Actually, that is not so odd. Many Polish nobles were of Lithuanian descent (gente Lithuanus, natione Polonus, as they said) and resided in what is today Lithuania and Belarus. This applies both to the Radziwiłłs (Lithuanian: Radvila) and Marshall Piłsudski (Lithuanian: Pilsudskis).
How interesting.
The old Grand Duchy of Lithuania certainly was an interesting region, with Polish-speaking nobles calling themselves Lithuanians, all the towns inhabited by Jews speaking a German dialect (Yiddish) and the real Belarussians often not calling themselves Belarussians, but merely Тутэйшыя = People from here / Locals!
Like most claimants, Christian Narkiewicz-Laine seems to muddle himself into several contradictory claims:
Here he is on
a genealogy site, claiming his family "was the noble family of Novogrudek". I presume he means the Belarussian town of Навагрудак / Navagrudak / Nowogródek. It must be close to sacrilege to Poles to claim that his family was the town's noble family, as it's the home town of Poland's national poet, the Polish-Lithuanian-Belarusian nobleman Adam Mickiewicz, whose most famous work, Poland's national epic poem
Pan Tadeusz, BTW starts with the lines:
Litwo! Ojczyzno moja! Ty jesteś jak zdrowie.
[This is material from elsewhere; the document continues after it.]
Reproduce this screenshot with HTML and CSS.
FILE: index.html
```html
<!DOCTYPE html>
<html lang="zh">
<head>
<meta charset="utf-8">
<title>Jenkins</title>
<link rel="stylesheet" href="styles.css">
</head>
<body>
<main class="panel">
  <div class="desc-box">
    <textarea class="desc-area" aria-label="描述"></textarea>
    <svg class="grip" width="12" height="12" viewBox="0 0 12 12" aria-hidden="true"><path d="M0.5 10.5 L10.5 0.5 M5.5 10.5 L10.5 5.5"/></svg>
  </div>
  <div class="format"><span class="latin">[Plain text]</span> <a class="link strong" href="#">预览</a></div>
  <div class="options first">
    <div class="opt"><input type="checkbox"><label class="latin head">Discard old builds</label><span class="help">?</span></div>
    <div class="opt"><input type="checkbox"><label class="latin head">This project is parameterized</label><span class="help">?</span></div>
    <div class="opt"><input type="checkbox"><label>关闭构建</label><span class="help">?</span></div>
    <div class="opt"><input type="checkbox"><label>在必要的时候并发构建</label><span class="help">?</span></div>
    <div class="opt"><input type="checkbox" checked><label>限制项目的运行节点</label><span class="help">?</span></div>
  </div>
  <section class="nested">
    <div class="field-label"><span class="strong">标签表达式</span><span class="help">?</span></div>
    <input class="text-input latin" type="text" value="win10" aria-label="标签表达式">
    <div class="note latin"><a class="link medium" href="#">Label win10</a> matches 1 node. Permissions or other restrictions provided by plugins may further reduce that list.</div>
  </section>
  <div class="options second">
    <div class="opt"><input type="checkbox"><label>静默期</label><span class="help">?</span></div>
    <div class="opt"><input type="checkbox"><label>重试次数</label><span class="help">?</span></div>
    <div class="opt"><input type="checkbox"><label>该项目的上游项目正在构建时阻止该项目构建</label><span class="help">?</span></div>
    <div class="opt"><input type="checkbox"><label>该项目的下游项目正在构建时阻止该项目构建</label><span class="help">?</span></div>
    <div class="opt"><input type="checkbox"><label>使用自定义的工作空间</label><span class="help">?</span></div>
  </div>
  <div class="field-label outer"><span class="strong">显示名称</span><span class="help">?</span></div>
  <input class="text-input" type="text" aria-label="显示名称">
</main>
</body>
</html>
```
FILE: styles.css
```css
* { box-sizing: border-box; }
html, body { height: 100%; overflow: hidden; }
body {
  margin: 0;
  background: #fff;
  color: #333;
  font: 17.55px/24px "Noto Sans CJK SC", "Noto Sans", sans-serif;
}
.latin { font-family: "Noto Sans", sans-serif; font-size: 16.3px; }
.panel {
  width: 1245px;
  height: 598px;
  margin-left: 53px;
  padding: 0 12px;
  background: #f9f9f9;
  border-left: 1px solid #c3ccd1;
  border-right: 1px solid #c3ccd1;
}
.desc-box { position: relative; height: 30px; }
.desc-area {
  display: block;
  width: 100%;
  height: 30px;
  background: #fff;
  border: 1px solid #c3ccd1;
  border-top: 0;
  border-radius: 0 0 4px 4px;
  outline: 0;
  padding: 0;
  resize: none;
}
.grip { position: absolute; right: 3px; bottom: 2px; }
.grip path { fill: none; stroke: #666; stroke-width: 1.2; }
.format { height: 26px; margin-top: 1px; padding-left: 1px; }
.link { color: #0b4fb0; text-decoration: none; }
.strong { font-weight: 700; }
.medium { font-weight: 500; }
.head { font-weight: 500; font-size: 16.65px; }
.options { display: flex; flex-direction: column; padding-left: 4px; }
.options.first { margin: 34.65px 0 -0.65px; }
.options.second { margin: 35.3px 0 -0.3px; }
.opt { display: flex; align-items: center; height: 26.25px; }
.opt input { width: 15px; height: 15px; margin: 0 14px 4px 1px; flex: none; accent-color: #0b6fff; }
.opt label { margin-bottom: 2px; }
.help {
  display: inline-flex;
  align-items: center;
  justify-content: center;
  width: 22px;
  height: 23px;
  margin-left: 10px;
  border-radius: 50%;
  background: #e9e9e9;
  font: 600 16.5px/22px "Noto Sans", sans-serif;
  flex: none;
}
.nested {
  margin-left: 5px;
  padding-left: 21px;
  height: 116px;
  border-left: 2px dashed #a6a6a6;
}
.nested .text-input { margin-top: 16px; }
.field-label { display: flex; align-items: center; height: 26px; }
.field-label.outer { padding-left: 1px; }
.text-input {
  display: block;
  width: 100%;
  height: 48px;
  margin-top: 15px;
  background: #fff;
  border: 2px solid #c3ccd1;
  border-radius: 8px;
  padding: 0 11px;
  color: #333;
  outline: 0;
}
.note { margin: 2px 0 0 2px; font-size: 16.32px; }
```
Ile cię trzeba cenić, ten tylko się dowie,
Kto cię stracił. Dziś piękność twą w całej ozdobie
Widzę i opisuję, bo tęsknię po tobie.=
Lithuania, my fatherland! You are as good health:
How much one should prize you, he only can tell
Who has lost you. Your beauty and splendour I view
And describe here today, for I long after you.
What he means must be the Jodko-Narkiewicz estate of Наднёман, Nadyoman / Nadmieman / Nadneman, which he actually visited, as seen from
this Belarussian site.
His family was no doubt prominent in 19th and early 20th century Poland, but not abroad. Is the disappointment of not being recognized in the US as hailing from a great family the reason why he makes up such outlandish claims linking him to well-known names?